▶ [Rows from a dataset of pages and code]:

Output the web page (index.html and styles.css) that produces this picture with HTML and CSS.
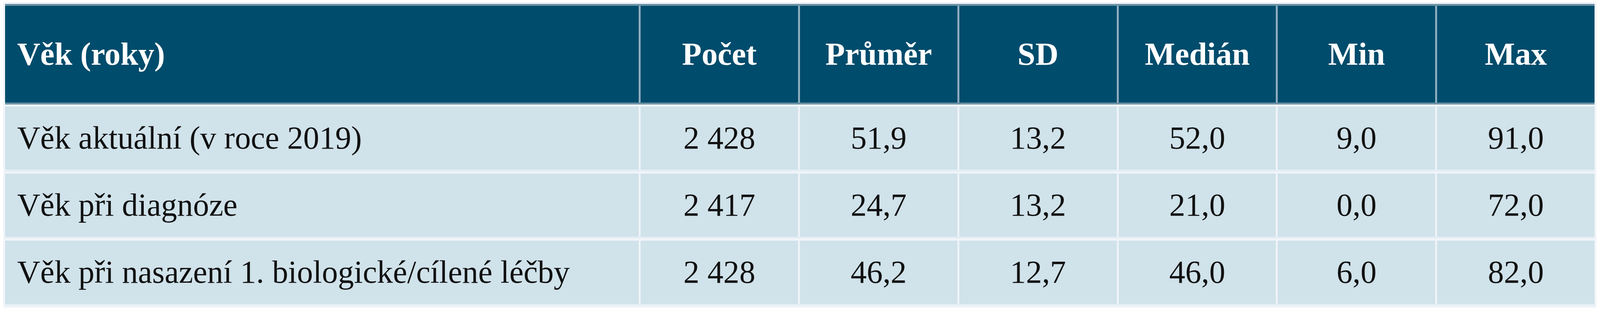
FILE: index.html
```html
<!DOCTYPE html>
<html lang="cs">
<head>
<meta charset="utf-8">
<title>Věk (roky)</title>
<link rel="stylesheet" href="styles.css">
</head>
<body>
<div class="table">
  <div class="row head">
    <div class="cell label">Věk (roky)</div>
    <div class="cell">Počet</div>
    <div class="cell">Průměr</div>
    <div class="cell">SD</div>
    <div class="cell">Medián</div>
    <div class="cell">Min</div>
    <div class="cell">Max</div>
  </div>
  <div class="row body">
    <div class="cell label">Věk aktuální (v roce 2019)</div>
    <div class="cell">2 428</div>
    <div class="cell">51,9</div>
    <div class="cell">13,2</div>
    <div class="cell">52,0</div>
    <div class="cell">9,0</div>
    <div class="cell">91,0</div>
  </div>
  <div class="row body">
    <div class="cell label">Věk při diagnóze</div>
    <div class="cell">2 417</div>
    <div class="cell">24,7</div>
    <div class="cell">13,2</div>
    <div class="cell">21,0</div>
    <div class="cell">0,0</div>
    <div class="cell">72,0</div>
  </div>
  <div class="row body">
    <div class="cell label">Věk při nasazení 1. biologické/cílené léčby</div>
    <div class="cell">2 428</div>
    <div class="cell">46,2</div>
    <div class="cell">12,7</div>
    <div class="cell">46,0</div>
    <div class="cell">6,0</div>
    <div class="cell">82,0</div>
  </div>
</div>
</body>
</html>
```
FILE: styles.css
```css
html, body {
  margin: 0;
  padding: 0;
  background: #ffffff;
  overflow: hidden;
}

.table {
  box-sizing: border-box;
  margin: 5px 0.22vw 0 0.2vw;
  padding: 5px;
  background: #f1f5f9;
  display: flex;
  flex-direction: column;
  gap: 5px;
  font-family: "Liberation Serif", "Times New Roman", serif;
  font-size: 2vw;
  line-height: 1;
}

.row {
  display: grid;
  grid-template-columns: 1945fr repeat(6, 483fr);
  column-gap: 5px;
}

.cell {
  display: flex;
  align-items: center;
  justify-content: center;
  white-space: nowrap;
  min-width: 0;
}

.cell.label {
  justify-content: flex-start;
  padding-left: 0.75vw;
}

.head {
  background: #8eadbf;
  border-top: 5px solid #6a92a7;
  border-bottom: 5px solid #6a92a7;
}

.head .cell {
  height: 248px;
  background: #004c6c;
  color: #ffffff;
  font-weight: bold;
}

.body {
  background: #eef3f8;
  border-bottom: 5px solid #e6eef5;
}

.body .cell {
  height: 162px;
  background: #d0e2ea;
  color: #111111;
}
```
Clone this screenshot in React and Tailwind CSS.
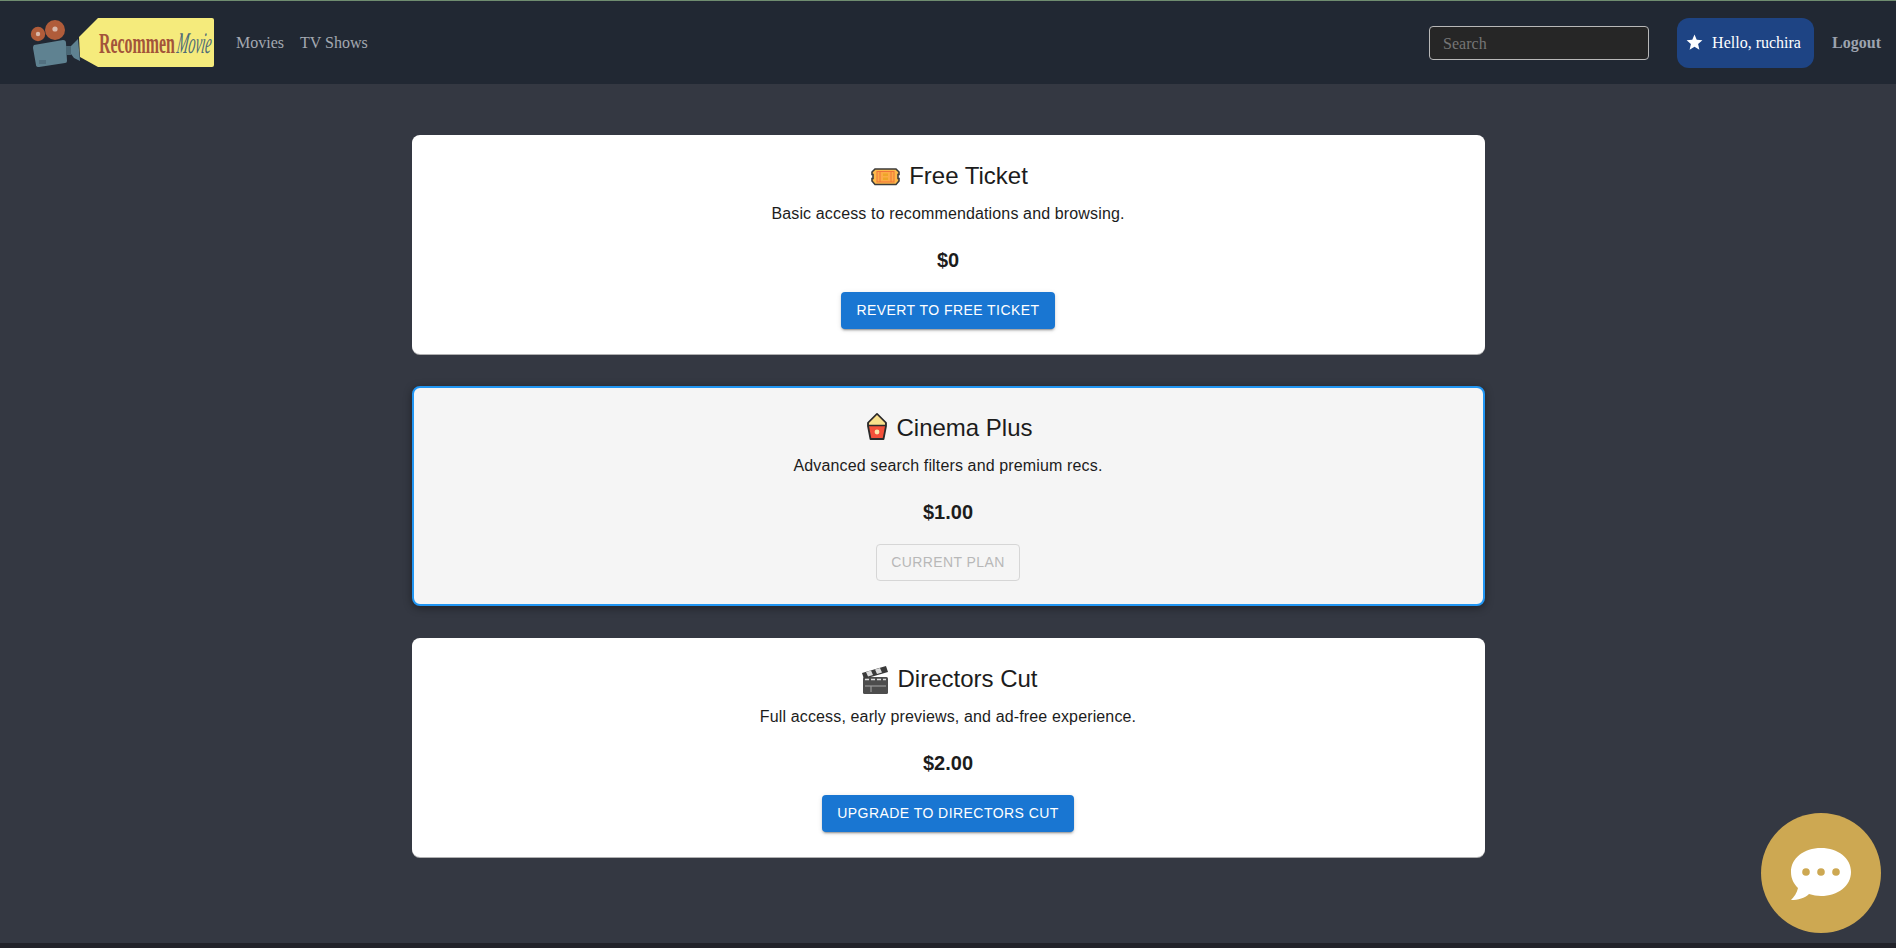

▶ [Task description]: Leave out the pictures and restate everything else word for word.

▶ [Answer for this exercise]:
Output the web page (index.html and styles.css) that produces this picture with HTML and CSS.
FILE: index.html
```html
<!DOCTYPE html>
<html lang="cs">
<head>
<meta charset="utf-8">
<title>Věk (roky)</title>
<link rel="stylesheet" href="styles.css">
</head>
<body>
<div class="table">
  <div class="row head">
    <div class="cell label">Věk (roky)</div>
    <div class="cell">Počet</div>
    <div class="cell">Průměr</div>
    <div class="cell">SD</div>
    <div class="cell">Medián</div>
    <div class="cell">Min</div>
    <div class="cell">Max</div>
  </div>
  <div class="row body">
    <div class="cell label">Věk aktuální (v roce 2019)</div>
    <div class="cell">2 428</div>
    <div class="cell">51,9</div>
    <div class="cell">13,2</div>
    <div class="cell">52,0</div>
    <div class="cell">9,0</div>
    <div class="cell">91,0</div>
  </div>
  <div class="row body">
    <div class="cell label">Věk při diagnóze</div>
    <div class="cell">2 417</div>
    <div class="cell">24,7</div>
    <div class="cell">13,2</div>
    <div class="cell">21,0</div>
    <div class="cell">0,0</div>
    <div class="cell">72,0</div>
  </div>
  <div class="row body">
    <div class="cell label">Věk při nasazení 1. biologické/cílené léčby</div>
    <div class="cell">2 428</div>
    <div class="cell">46,2</div>
    <div class="cell">12,7</div>
    <div class="cell">46,0</div>
    <div class="cell">6,0</div>
    <div class="cell">82,0</div>
  </div>
</div>
</body>
</html>
```
FILE: styles.css
```css
html, body {
  margin: 0;
  padding: 0;
  background: #ffffff;
  overflow: hidden;
}

.table {
  box-sizing: border-box;
  margin: 5px 0.22vw 0 0.2vw;
  padding: 5px;
  background: #f1f5f9;
  display: flex;
  flex-direction: column;
  gap: 5px;
  font-family: "Liberation Serif", "Times New Roman", serif;
  font-size: 2vw;
  line-height: 1;
}

.row {
  display: grid;
  grid-template-columns: 1945fr repeat(6, 483fr);
  column-gap: 5px;
}

.cell {
  display: flex;
  align-items: center;
  justify-content: center;
  white-space: nowrap;
  min-width: 0;
}

.cell.label {
  justify-content: flex-start;
  padding-left: 0.75vw;
}

.head {
  background: #8eadbf;
  border-top: 5px solid #6a92a7;
  border-bottom: 5px solid #6a92a7;
}

.head .cell {
  height: 248px;
  background: #004c6c;
  color: #ffffff;
  font-weight: bold;
}

.body {
  background: #eef3f8;
  border-bottom: 5px solid #e6eef5;
}

.body .cell {
  height: 162px;
  background: #d0e2ea;
  color: #111111;
}
```
Clone this screenshot in React and Tailwind CSS.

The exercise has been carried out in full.